#### Recorded data:
__________

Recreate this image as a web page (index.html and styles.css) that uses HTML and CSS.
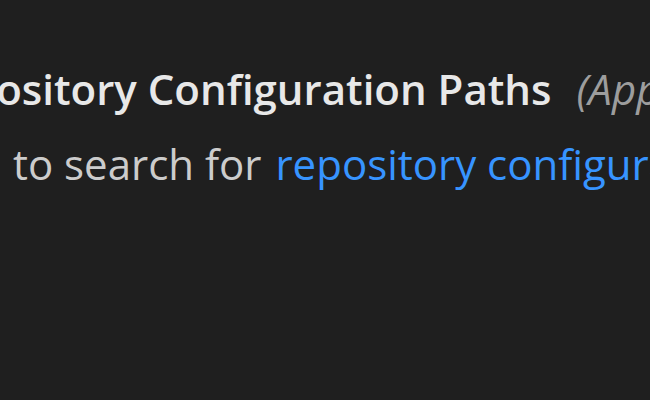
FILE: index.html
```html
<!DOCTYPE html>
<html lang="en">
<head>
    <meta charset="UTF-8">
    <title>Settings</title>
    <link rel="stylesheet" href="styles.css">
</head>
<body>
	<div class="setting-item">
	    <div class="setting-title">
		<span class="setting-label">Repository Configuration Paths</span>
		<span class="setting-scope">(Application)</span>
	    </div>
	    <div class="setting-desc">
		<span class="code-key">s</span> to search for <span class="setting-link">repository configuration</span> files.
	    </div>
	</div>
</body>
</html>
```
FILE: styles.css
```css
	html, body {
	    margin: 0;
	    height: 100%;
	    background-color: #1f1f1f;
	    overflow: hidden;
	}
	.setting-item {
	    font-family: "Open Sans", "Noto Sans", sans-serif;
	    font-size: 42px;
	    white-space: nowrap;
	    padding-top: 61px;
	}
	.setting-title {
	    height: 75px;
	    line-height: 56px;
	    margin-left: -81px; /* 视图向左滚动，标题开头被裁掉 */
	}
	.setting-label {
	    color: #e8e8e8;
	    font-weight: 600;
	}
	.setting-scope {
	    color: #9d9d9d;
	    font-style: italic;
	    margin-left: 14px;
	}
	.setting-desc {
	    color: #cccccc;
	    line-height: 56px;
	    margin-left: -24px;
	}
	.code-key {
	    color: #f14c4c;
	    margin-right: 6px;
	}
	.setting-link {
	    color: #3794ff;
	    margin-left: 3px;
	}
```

__________

#### What is expected:
Retype the listing exactly. Pictures do not belong in the copy.

#### Right answer:
Recreate this image as a web page (index.html and styles.css) that uses HTML and CSS.
FILE: index.html
```html
<!DOCTYPE html>
<html lang="en">
<head>
    <meta charset="UTF-8">
    <title>Settings</title>
    <link rel="stylesheet" href="styles.css">
</head>
<body>
	<div class="setting-item">
	    <div class="setting-title">
		<span class="setting-label">Repository Configuration Paths</span>
		<span class="setting-scope">(Application)</span>
	    </div>
	    <div class="setting-desc">
		<span class="code-key">s</span> to search for <span class="setting-link">repository configuration</span> files.
	    </div>
	</div>
</body>
</html>
```
FILE: styles.css
```css
	html, body {
	    margin: 0;
	    height: 100%;
	    background-color: #1f1f1f;
	    overflow: hidden;
	}
	.setting-item {
	    font-family: "Open Sans", "Noto Sans", sans-serif;
	    font-size: 42px;
	    white-space: nowrap;
	    padding-top: 61px;
	}
	.setting-title {
	    height: 75px;
	    line-height: 56px;
	    margin-left: -81px; /* 视图向左滚动，标题开头被裁掉 */
	}
	.setting-label {
	    color: #e8e8e8;
	    font-weight: 600;
	}
	.setting-scope {
	    color: #9d9d9d;
	    font-style: italic;
	    margin-left: 14px;
	}
	.setting-desc {
	    color: #cccccc;
	    line-height: 56px;
	    margin-left: -24px;
	}
	.code-key {
	    color: #f14c4c;
	    margin-right: 6px;
	}
	.setting-link {
	    color: #3794ff;
	    margin-left: 3px;
	}
```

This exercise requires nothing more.